Se trata de una película concentrada en la cotidianidad más pura, con una cámara que, como un personaje más, sigue de cerca a una pareja de adolescentes marginales por las calles, en las que él junta dinero como puede (pequeñas estafas, medianos robos) y por las que ella pasea, o carga, al bebé que es hijo de ambos.

Ocurre algo muy chocante, que no es dable revelar, y a partir de ese momento la historia empieza a discurrir en torno de un conflicto más puntual, o más convencional, o más palpable. Lo que importa, sin embargo, es la acumulación emotiva que de punta a punta opera el film, impregnándonos cada vez más de esas historias que, más allá de toda clase de distancias (sociales, etarias, culturales), llegaremos a vivir, o cuanto menos a sufrir en carne propia.

Las actuaciones son profundamente verosímiles, algo que llama la atención en el caso de la chica, Déborah François, de apenas 18 años. La propia Déborah –el año pasado, en Pinamar– reveló parte de la receta: los Dardenne no sólo le pidieron a ella y a su compañero, Jérémie Renier, que “actuasen” como si fuesen ellos mismos, sino que repitieron muchas tomas... ¡hasta 25 veces! Y ciertas asperezas muy consustanciales a la relación de la pareja son hijas de la dureza, y hasta de la violencia, con que los hermanos trataron a los actores. Y sí: cada maestro, con su librito. El hecho es que la química de los protagonistas no deja de sorprender, y uno los ve como pareja, pero también como dos hermanos enlazados por un desamparo irrevocable, por una irrevocable sordidez. Y Renier es lindo y feo y joven y viejo a la vez, como lo era Belmondo; no hay muchas máscaras así.

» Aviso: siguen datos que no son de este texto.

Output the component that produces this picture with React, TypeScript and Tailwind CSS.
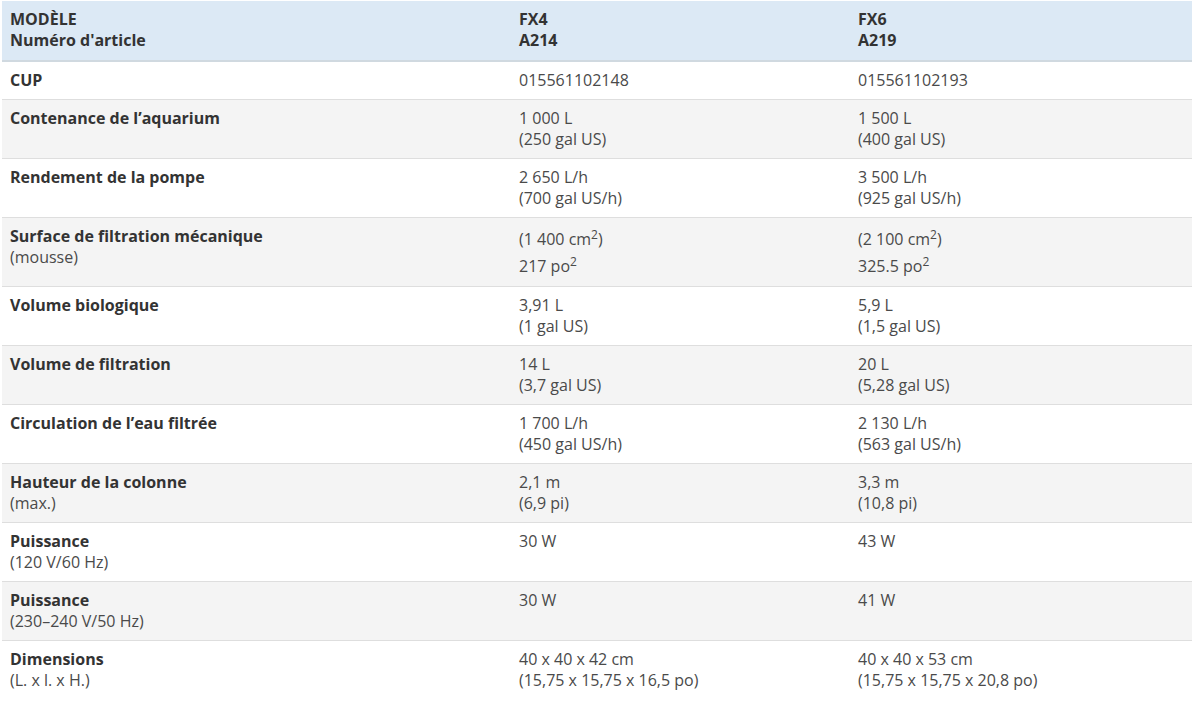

Volviendo a la cámara: constantemente al hombro, es una pieza clave de otra de esas raras puestas en escena en las que todo luce absolutamente natural... aunque nada haya sido librado al azar: los desplazamientos de los personajes hacia cámara o en sentido contrario hacen que los planos medios se conviertan respectivamente, y exquisitamente, en primeros planos o en planos generales. Esto proporciona agilidad sin restar espontaneidad.

El final es redentor en el mejor sentido porque, aunque tierno y optimista, también es doloroso, y trágico, y hace que uno se pregunte: ¿y ahora qué otra mierda les depara la maldita sociedad burguesa a nuestros héroes?